Nee, ich bleib’ auf keinen Fall über Nacht, ich fahre am Abend wieder heim, sagte ich zu Pedi. Sind doch nur zwei Stunden von Hamburg. Ich musste für einen Job nach Berlin, morgens rein, abends raus. Es gab keinen Grund, länger zu bleiben. Vielleicht braucht es keinen, vielleicht muss nicht alles Sinn, vielleicht darf es einfach Spaß machen? Das ist doch viel zu teuer, erklärte ich, warum soll ich eine Nacht in einem fremden Bett schlafen, wenn ich eins daheim habe, in dem ich wie jeden Abend meinen Abendtee schlürfen kann? Ich mache doch ein No-Buy Year, dazu passt kein Hedonismus, erklärte ich mir selbst. Wann hatte es eigentlich angefangen, dass ich bereits das Buchen eines Einzelzimmers als Hedonismus empfand? Im Hedonismus spielt der Begriff Lust die Hauptrolle. Es geht darum, Genuss zu erhöhen und Schmerzen zu vermeiden. Die zentrale Frage im philosophischen Sinn lautet dabei: Was steigert Lust und was verringert Schmerz? Davon wird abhängig gemacht, was wir tun sollen. Mein Credo „Geh’ dahin, wo es wehtut“ gilt dort nicht. Mich aber zieht es häufig genau dort hin, nicht aus Selbstzerfleischung oder mangelnder Selbstliebe, sondern zur Selbsterfahrung. Wie nennt man das, wenn man nach einem Kompass lebt, der einem aufzeigt, was Lust verringert und Schmerz vergrößert? No-Buy Year? Askese? Beklopptheit?

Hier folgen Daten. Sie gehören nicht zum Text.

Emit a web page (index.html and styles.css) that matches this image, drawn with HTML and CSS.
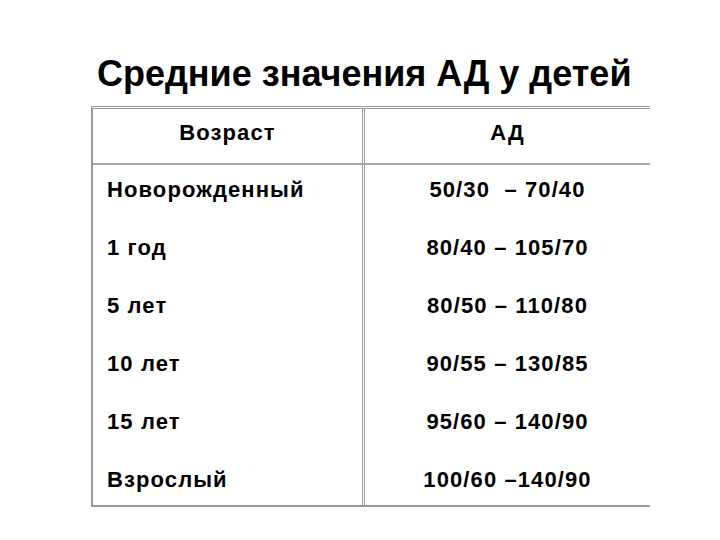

Ich checkte die Speisekarte des Restaurants, es gab nur ein vegetarisches Gericht, Risotto mit Trüffel. Dafür Moules frites, las ich, und erinnerte mich an unsere Italienrundreise 2003, als ich nichts lieber getan hätte, als Spaghetti alle vongole zu bestellen, aber mich nicht traute, weil ich in einer Yoga-Sekte war, die sagte: Wir essen nichts, was Augen hat. Wenn ich einen Wunsch frei hätte, wäre es der: Noch einmal zurück an diesen Ort reisen und alles anders machen. Eine andere Frau sein, eine, die die Eier hat, so frei zu sein, zu tun und zu lassen, was sie will, weil wir am Ende alle sterben und wir unser irdisches Dasein deshalb genauso genießen könnten, nicht wahr? Ich weiß nicht, ob das wahr ist. Aber ich zweifle immer mehr an dem Konzept der Aufsparung fürs Jenseits, der Erleuchtung und dem Versuch, das Leben mit Hilfe von Tugend zu verlängern.
Ich reservierte also ein Zimmer im Château Royal, plus einen Tisch in deren Restaurant für zwei Personen und machte vier Verabredungen für 24 Stunden Berlin aus. Wenn es eine Sache gibt, auf die ich ein bisschen achten muss, ist es das: Nicht zu viel alleine zu sein. Weil mir das Alleinsein mehr liegt und leichter fällt als das Zusammensein, neige ich dazu, mich zurückzuziehen. Das ist in Ordnung, solange es nicht zu einer Strategie wird, um sich in scheinbarer Sicherheit zu wiegen. Sicher vor was eigentlich? Vor der Aufregung der Tage, der Nervosität der Nacht, dem Rausch des Lebendigseins. Es heißt doch immer, man solle seine Komfortzone verlassen, um zu wachsen. Was aber, wenn es in Wahrheit gar nicht so komfortabel ist, wo man sich versteckt, sondern primär der Routine dient?